Friday, March 29, 2013

 

Justiça perra

O afã moderno de tudo regular ao pormenor, através de leis, regulamentos e sistemas de controle complexos, terá talvez alguns méritos – coibindo os abusos dos que de outra forma os cometeriam, em prejuízo de outros e da comunidade – mas também tem efeitos nefastos que são de todo indesejáveis. A arquitetura de normas, em permanente reconstrução, a que se convencionou chamar ordem jurídica, que a todos pretende impor-se, é cada vez mais incompreensível pelos seus destinatários. Uma parte substancial das regras que as sociedades modernas impõem ao cidadão comum é dele desconhecida ou incompreensível. Se aos próprios especialistas do direito é hoje impossível uma base de entendimento razoável sobre o alcance e significado de grande parte das leis, porque continuamos a ver erguer-se muito acima do olhar do homem comum a montanha fantasmática das leis? Com tal emaranhado, bem podem labutar os profissionais do foro, anos e anos nos tribunais, procurando soluções para problemas concretos. Raramente conseguirão em tempo útil resposta para os legítimos anseios dos que os procuram. Ao mesmo tempo, os incumpridores encartados, os vigaristas de toda a sorte, sobretudo os de fato e gravata, continuarão as suas vidas a salvo da justiça. Com leis complexas, em profusão estonteante e sem qualquer estabilidade ou fiabilidade, nenhum sistema de Justiça consegue fazer Justiça em tempo razoável.

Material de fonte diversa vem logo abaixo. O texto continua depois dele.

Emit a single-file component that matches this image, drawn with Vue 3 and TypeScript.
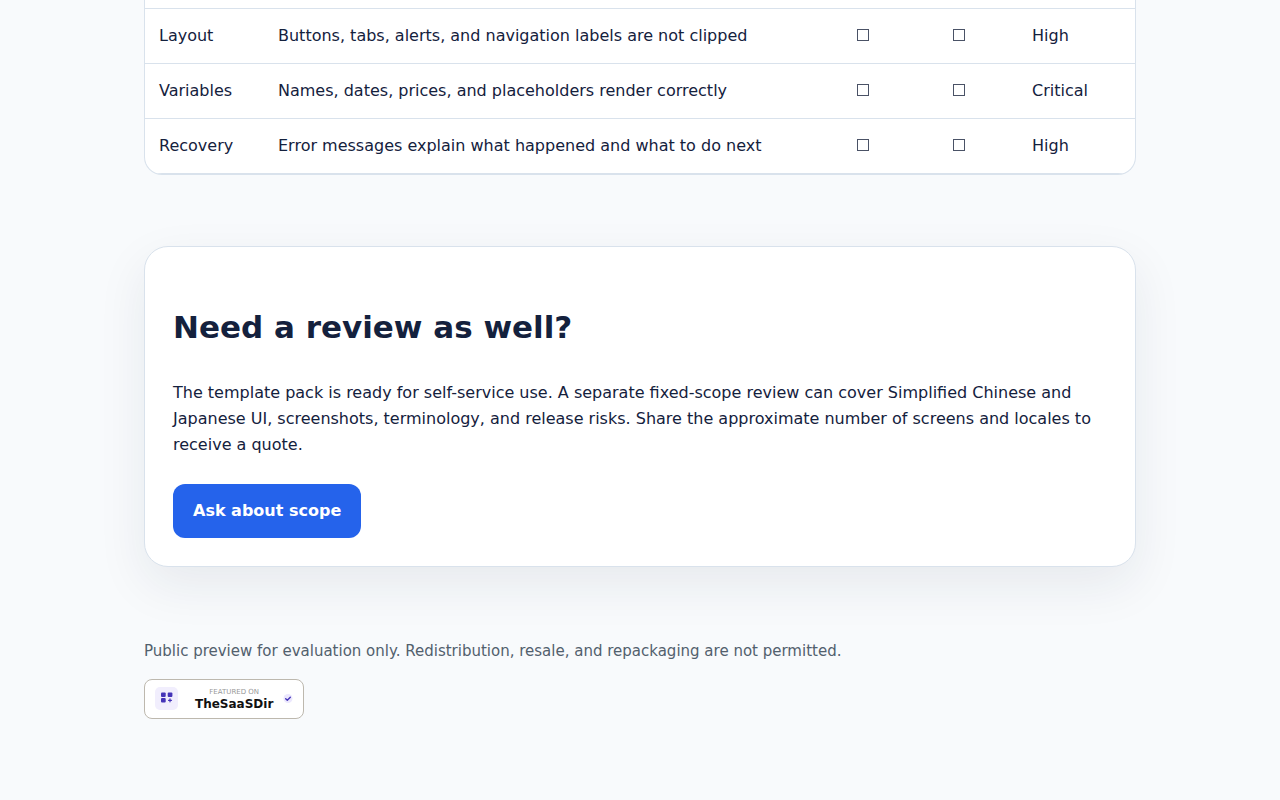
<script setup lang="ts">
import { reactive } from 'vue'

interface Check {
  area: string
  check: string
  pass: boolean
  fail: boolean
  severity: string
}

const checks = reactive<Check[]>([
  { area: 'Layout', check: 'Buttons, tabs, alerts, and navigation labels are not clipped', pass: false, fail: false, severity: 'High' },
  { area: 'Variables', check: 'Names, dates, prices, and placeholders render correctly', pass: false, fail: false, severity: 'Critical' },
  { area: 'Recovery', check: 'Error messages explain what happened and what to do next', pass: false, fail: false, severity: 'High' },
])
</script>

<template>
  <main class="page">
    <div class="table-wrap">
      <table>
        <colgroup>
          <col class="col-area" />
          <col />
          <col class="col-pass" />
          <col class="col-fail" />
          <col class="col-severity" />
        </colgroup>
        <tbody>
          <tr v-for="row in checks" :key="row.area">
            <td>{{ row.area }}</td>
            <td>{{ row.check }}</td>
            <td><input v-model="row.pass" type="checkbox" :aria-label="`${row.area} pass`" /></td>
            <td><input v-model="row.fail" type="checkbox" :aria-label="`${row.area} fail`" /></td>
            <td>{{ row.severity }}</td>
          </tr>
        </tbody>
      </table>
    </div>

    <section class="card">
      <h2>Need a review as well?</h2>
      <p>
        The template pack is ready for self-service use. A separate fixed-scope review can cover Simplified Chinese and
        Japanese UI, screenshots, terminology, and release risks. Share the approximate number of screens and locales to
        receive a quote.
      </p>
      <a class="button" href="#scope">Ask about scope</a>
    </section>

    <footer>
      <p>Public preview for evaluation only. Redistribution, resale, and repackaging are not permitted.</p>
      <a class="badge" href="#featured">
        <svg class="badge-logo" viewBox="0 0 24 24" aria-hidden="true">
          <rect width="23" height="23" rx="5" fill="#f1eefd" />
          <g fill="#4534b8">
            <rect x="6" y="5.6" width="4.7" height="4.5" rx="1" />
            <rect x="12.7" y="5.6" width="4.7" height="4.5" rx="1" />
            <rect x="6" y="11" width="4.7" height="4.5" rx="1" />
          </g>
          <path d="M15 11.8v3M13.5 13.3h3" stroke="#4534b8" stroke-width="1.2" stroke-linecap="round" />
        </svg>
        <span class="badge-text">
          <span class="badge-kicker">FEATURED ON</span>
          <strong>TheSaaSDir</strong>
        </span>
        <svg class="badge-check" viewBox="0 0 10 10" aria-hidden="true">
          <circle cx="5" cy="4.5" r="4.5" fill="#ebe7fd" />
          <path d="M2.7 4.8l1.6 1.5 3-3" fill="none" stroke="#4534b8" stroke-width="1.4" stroke-linecap="round" stroke-linejoin="round" />
        </svg>
      </a>
    </footer>
  </main>
</template>

<style>
body {
  margin: 0;
  background: #f8fafc;
}
</style>

<style scoped>
.page {
  max-width: 992px;
  margin: 0 auto;
  padding-bottom: 80px;
  color: #14213d;
  font: 16px/26px "DejaVu Sans", sans-serif;
}

.table-wrap {
  overflow: hidden;
  padding-top: 8px;
  border: 1px solid #d9e2ec;
  border-top: 0;
  border-radius: 0 0 18px 18px;
  background: #fff;
}

table {
  width: 100%;
  table-layout: fixed;
  border-spacing: 0;
  border-top: 1px solid #d9e2ec;
}

.col-area {
  width: 119px;
}

.col-pass {
  width: 96px;
}

.col-fail {
  width: 80px;
}

.col-severity {
  width: 117px;
}

td {
  padding: 14px;
  border-bottom: 1px solid #d9e2ec;
  vertical-align: top;
}

input {
  appearance: none;
  box-sizing: border-box;
  width: 12px;
  height: 12px;
  margin: 0 1px;
  border: 1px solid #4a5266;
}

input:checked {
  background: #2563eb;
}

.card {
  margin-top: 71px;
  padding: 28px;
  border: 1px solid #d9e2ec;
  border-radius: 24px;
  background: #fff;
  box-shadow: 0 18px 50px rgba(20, 33, 61, 0.08);
}

h2 {
  margin: 26px 0 27px;
  font-size: 31px;
  line-height: 52px;
}

.card p {
  margin: 0 0 26px;
}

.button {
  display: inline-block;
  padding: 14px 20px;
  border-radius: 12px;
  background: #2563eb;
  color: #fff;
  font-weight: 700;
  text-decoration: none;
  vertical-align: top;
}

footer {
  margin-top: 72px;
  color: #52606d;
  font-size: 15px;
  line-height: 24px;
}

footer p {
  margin: 0 0 16px;
}

.badge {
  display: flex;
  align-items: center;
  box-sizing: border-box;
  width: 160px;
  height: 40px;
  padding: 0 10px;
  border: 1px solid #bdb8ae;
  border-radius: 8px;
  background: #fff;
  text-decoration: none;
}

.badge-logo {
  width: 24px;
  height: 24px;
}

.badge-text {
  display: flex;
  flex-direction: column;
  align-items: center;
  margin-left: 16px;
  color: #111;
  font-size: 12px;
  line-height: 14px;
}

.badge-kicker {
  color: #999;
  font-size: 7px;
  line-height: 10px;
}

.badge-check {
  width: 10px;
  height: 10px;
  margin-left: auto;
}
</style>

Com isso perde a economia e muito – em dinheiro, esforços e ansiedades vãs e perdem as pessoas, tudo isso e a confiança de que exista uma justiça que os proteja quando precisarem. A vida é simples. As pessoas conseguem complicá-la. As leis tornam-na num emaranhado de trilhos onde todos se perdem (embora alguns aproveitem para beneficiar do desnorte de outros). Um milésimo das leis, compreensíveis e aceites como justas pela generalidade dos cidadãos, tornaria o recurso aos tribunais esporádico e as decisões claras e rápidas. Muitos profissionais do foro teriam de mudar de profissão. O que não faria mal ao mundo. Muito pelo contrário.